Feedback Noise Propagation in Multisampled DC-DC Power Electronic Converters

This article analyzes the propagation of feedback noise in multisampled dc-dc power converters. The analytical calculations for noise attenuation, strictly valid for linear time-invariant systems, are found to offer good predictions for power converters, after suppressing the decimation effects of the digital pulsewidth modulator (DPWM). For control systems that employ a proportional-integral controller, without any digital low-pass filters, the nonlinearity caused by the DPWM decimation is found to saturate the noise attenuation properties, as the multisampling factor N is increased. Strong noise attenuation is enabled using antialiasing digital filters, with a small impact on the dynamic response. For control systems that employ a proportional-integral-derivative controller, increase of the multisampling factor, without any digital filters, causes the amplification of the noise power.

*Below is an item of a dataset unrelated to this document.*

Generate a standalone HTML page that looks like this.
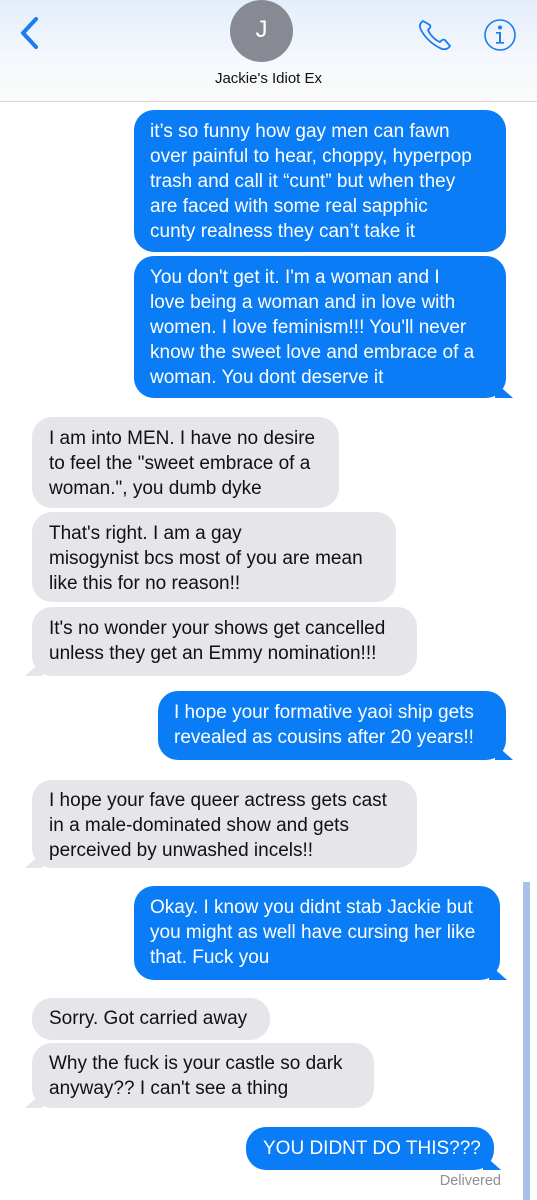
<!DOCTYPE html>
<html><head><meta charset="utf-8"><style>
*{margin:0;padding:0;box-sizing:border-box}
body{width:537px;height:1200px;background:#fff;position:relative;overflow:hidden;font-family:"Liberation Sans",sans-serif}
.hdr{position:absolute;left:0;top:0;width:537px;height:102px;background:linear-gradient(180deg,#e4eefb 0%,#f4f7fc 55%,#fafafa 100%);border-bottom:1px solid #d6d6d8}
.b{position:absolute;border-radius:20px;font-size:19px;line-height:25px;white-space:nowrap;letter-spacing:0}
.s{background:#0a7cf6;color:#fff}
.r{background:#e5e5ea;color:#111}
.tr::after{content:"";position:absolute;right:-7px;bottom:0;width:18px;height:16px;background:#0a7cf6;clip-path:polygon(0 0,100% 100%,0 100%)}
.tl::after{content:"";position:absolute;left:-7px;bottom:0;width:18px;height:16px;background:#e5e5ea;clip-path:polygon(100% 0,100% 100%,0 100%)}
</style></head><body>
<div class="hdr"></div>
<svg style="position:absolute;left:18px;top:16px" width="24" height="34" viewBox="0 0 24 34"><path d="M18 3 L5 17 L18 31" fill="none" stroke="#1a7cf0" stroke-width="4" stroke-linecap="round" stroke-linejoin="round"/></svg>
<div style="position:absolute;left:230px;top:0;width:63px;height:62px;border-radius:50%;background:#878a93;color:#fff;font-size:24px;text-align:center;line-height:60px">J</div>
<div style="position:absolute;left:0;width:537px;top:70px;text-align:center;font-size:15px;color:#111">Jackie's Idiot Ex</div>
<svg style="position:absolute;left:417px;top:17px" width="46" height="34" viewBox="0 0 46 34"><path d="M6 4 C3 6 2 9 4 13 C9 22 16 28 25 32 C29 33 32 31 33 29 L28 23 C26 22 25 23 23 25 C18 23 13 18 11 13 C13 11 14 10 13 8 Z" fill="none" stroke="#1a7cf0" stroke-width="1.8" stroke-linejoin="round"/></svg>
<svg style="position:absolute;left:483px;top:18px" width="34" height="34" viewBox="0 0 34 34"><circle cx="17" cy="17" r="15" fill="none" stroke="#1a7cf0" stroke-width="1.6"/><circle cx="17" cy="9.5" r="2" fill="#1a7cf0"/><path d="M13 14h5v10h3v1.6h-8V24h3v-8.4h-3z" fill="#1a7cf0"/></svg>

<div class="b s" style="left:134px;top:110px;width:372px;height:142px;padding:9px 0 0 16px">it’s so funny how gay men can fawn<br>over painful to hear, choppy, hyperpop<br>trash and call it “cunt” but when they<br>are faced with some real sapphic<br>cunty realness they can’t take it</div>
<div class="b s tr" style="left:134px;top:256px;width:372px;height:142px;padding:9px 0 0 16px">You don't get it. I'm a woman and I<br>love being a woman and in love with<br>women. I love feminism!!! You'll never<br>know the sweet love and embrace of a<br>woman. You dont deserve it</div>

<div class="b r" style="left:32px;top:417px;width:307px;height:91px;padding:9px 0 0 17px">I am into MEN. I have no desire<br>to feel the "sweet embrace of a<br>woman.", you dumb dyke</div>
<div class="b r" style="left:32px;top:512px;width:364px;height:90px;padding:9px 0 0 17px">That's right. I am a gay<br>misogynist bcs most of you are mean<br>like this for no reason!!</div>
<div class="b r tl" style="left:32px;top:607px;width:385px;height:69px;padding:9px 0 0 17px">It's no wonder your shows get cancelled<br>unless they get an Emmy nomination!!!</div>

<div class="b s tr" style="left:158px;top:691px;width:348px;height:69px;padding:9px 0 0 16px">I hope your formative yaoi ship gets<br>revealed as cousins after 20 years!!</div>

<div class="b r tl" style="left:32px;top:780px;width:385px;height:88px;padding:8px 0 0 17px">I hope your fave queer actress gets cast<br>in a male-dominated show and gets<br>perceived by unwashed incels!!</div>

<div class="b s tr" style="left:134px;top:886px;width:366px;height:94px;padding:9px 0 0 16px">Okay. I know you didnt stab Jackie but<br>you might as well have cursing her like<br>that. Fuck you</div>

<div class="b r" style="left:32px;top:998px;width:238px;height:42px;padding:8px 0 0 17px">Sorry. Got carried away</div>
<div class="b r tl" style="left:32px;top:1043px;width:342px;height:65px;padding:8px 0 0 17px">Why the fuck is your castle so dark<br>anyway?? I can't see a thing</div>

<div class="b s tr" style="left:246px;top:1127px;width:248px;height:43px;padding:9px 0 0 17px">YOU DIDNT DO THIS???</div>
<div style="position:absolute;right:36px;top:1173px;font-size:14.5px;color:#8e8e93">Delivered</div>

<div style="position:absolute;left:523px;top:882px;width:7px;height:318px;background:#a9c0e8"></div>
</body></html>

Therefore, a greater attenuation of high-frequency components is required to provide a significant noise reduction in the control bandwidth. Even with these antialiasing digital filters, the dynamic response of multisampled control systems is improved compared to double-update. This is proven by the analytical and experimental comparison of various multisampled control strategies in terms of dynamic response and noise attenuation capabilities. The experimental results, from a buck-type converter, match well with simulations and analytical calculations.